The cheap: Mayonnaise Facial (Mayonnaise and egg whites)
The expensive: Chi-Spa at Shangri-La Facial
The realistic: Skoah Facials
Not all reactions are good reactions. At-home recipes often don’t have a properly monitored and maintained pH calculation and therefore can throw off the chemical reactions of your skin. So short term results can cause long term effects. Months down the road, your once perfectly balanced skin can be overly oily.
Chi Spa is about the complete experience. The setting is amazing, the product is good and the extra amenities are fabulous. Skoah is the more affordable spa experience but not for lack of quality. Their product is quite amazing. It brightens the skin, the product is not too heavy and you can choose to do a facial in-store or use their consumer friendly product created with an at-home spa experience in mind.
The cheap: Dr. Scholl’s heat massager (at London Drugs)
The expensive: Scandinave Spa Whistler
The realistic: Registered Massage Therapy
A heat massager from your drug store is good for your minimal kinks and crooks in your muscles but it’s not intuitive at all like a trained professional.
Scandinave spa in Whistler is an amazing place. Along with the massage treatment, you have access to use some of the best amenities the spa has to offer including the scandinave bath and sauna.
Registered massage therapy is a viable option as well. It is often covered in benefits packages from employers and massage therapists understand the body’s muscles for all stages and life situations. From sports to seniors to office employees, massage therapists can find all your tense points and iron them out to improve the body’s movements.
The cheap: Eggs
The expensive: Salon Stylist
The realistic: Zennkai
I love old wives tales.
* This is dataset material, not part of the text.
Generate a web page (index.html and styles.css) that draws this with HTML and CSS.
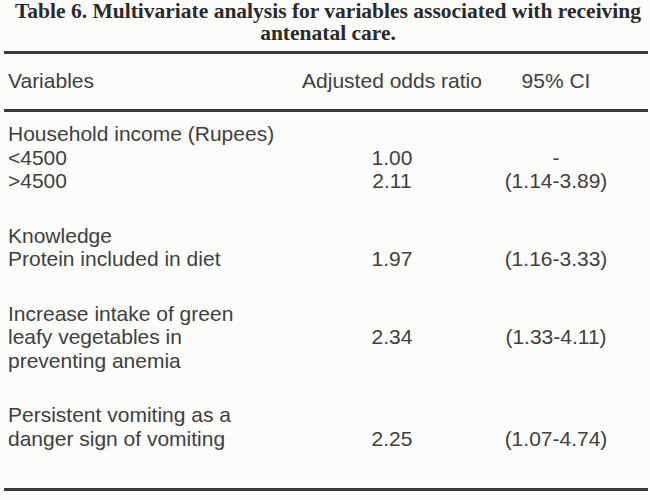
FILE: index.html
```html
<!DOCTYPE html>
<html lang="en">
<head>
<meta charset="utf-8">
<title>Table 6</title>
<link rel="stylesheet" href="styles.css">
</head>
<body>
<div class="page">
  <h1 class="caption">Table 6. Multivariate analysis for variables associated with receiving<br>antenatal care.</h1>
  <div class="table">
    <div class="grid head">
      <div class="c1">Variables</div>
      <div class="c2">Adjusted odds ratio</div>
      <div class="c3">95% CI</div>
    </div>
    <div class="body">
      <div class="grid group">
        <div class="c1">Household income (Rupees)</div>
        <div class="c1 r2">&lt;4500</div>
        <div class="c2 r2">1.00</div>
        <div class="c3 r2">-</div>
        <div class="c1 r3">&gt;4500</div>
        <div class="c2 r3">2.11</div>
        <div class="c3 r3">(1.14-3.89)</div>
      </div>
      <div class="grid group">
        <div class="c1">Knowledge</div>
        <div class="c1 r2">Protein included in diet</div>
        <div class="c2 r2">1.97</div>
        <div class="c3 r2">(1.16-3.33)</div>
      </div>
      <div class="grid group">
        <div class="c1 span3">Increase intake of green<br>leafy vegetables in<br>preventing anemia</div>
        <div class="c2 r2">2.34</div>
        <div class="c3 r2">(1.33-4.11)</div>
      </div>
      <div class="grid group">
        <div class="c1 span2">Persistent vomiting as a<br>danger sign of vomiting</div>
        <div class="c2 r2">2.25</div>
        <div class="c3 r2">(1.07-4.74)</div>
      </div>
    </div>
  </div>
</div>
</body>
</html>
```

FILE: styles.css
```css
body {
  margin: 0;
  background: #fcfcfa;
  color: #404040;
  font-family: "Liberation Sans", Arial, sans-serif;
}

.page {
  width: 644px;
  margin-left: 4px;
}

.caption {
  margin: 0;
  padding-left: 4px;
  font-family: "Liberation Serif", "Times New Roman", serif;
  font-weight: bold;
  font-size: 21.5px;
  line-height: 22px;
  text-align: center;
  color: #2a2a2a;
}

.table {
  margin-top: 7px;
  border-top: 3px solid #383838;
  border-bottom: 3px solid #383838;
}

.grid {
  display: grid;
  grid-template-columns: 296px 184px 144px;
  grid-auto-rows: 23.5px;
  font-size: 21px;
  line-height: 23.5px;
}

.head {
  padding: 15px 0 16.5px;
  border-bottom: 3px solid #383838;
}

.body {
  padding: 10px 0 38px;
}

.group + .group {
  margin-top: 31px;
}

.c1 {
  grid-column: 1;
  padding-left: 4px;
  white-space: nowrap;
}

.c2 {
  grid-column: 2;
  text-align: center;
}

.c3 {
  grid-column: 3;
  text-align: center;
}

.r2 { grid-row: 2; }
.r3 { grid-row: 3; }
.span2 { grid-row: 1 / span 2; }
.span3 { grid-row: 1 / span 3; }
```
Eggs are supposedly good for your hair. Egg whites for oily hair and yolks for dry hair. The only problem his, it’s kind of a one shot fix. Cracking an egg open on your head only benefits you until the next time you use your regular shampoo and conditioning product.
Heading to a salon, treatments can cost more than a hair cut depending on what you’re looking for, and that too, isn’t a one shot deal. The smart thing to do is to go to Zennkai or asking your regular hair stylist for advice. Asking a professional for advice on what products to use in your hair rather than jumping on the DIY train and wasting perfectly good breakfast food onto your dry roots can benefit you in the long run.
Once I started focusing on my hair and talking to my stylist more, I realized that buying some product in the salons are money well spent, and places like Zennkai have higher quality products for prices competitive to shampoos at walmart.
I guess really, the point here is, it doesn’t have to break the bank to take care of your skin, or body or your hair. You just have to find the right things that work for you. You also just have to remember, it’s free to ask. Asking for advice is never a bad thing and just to be ultra conscious of what you’re putting on your skin, hair and body.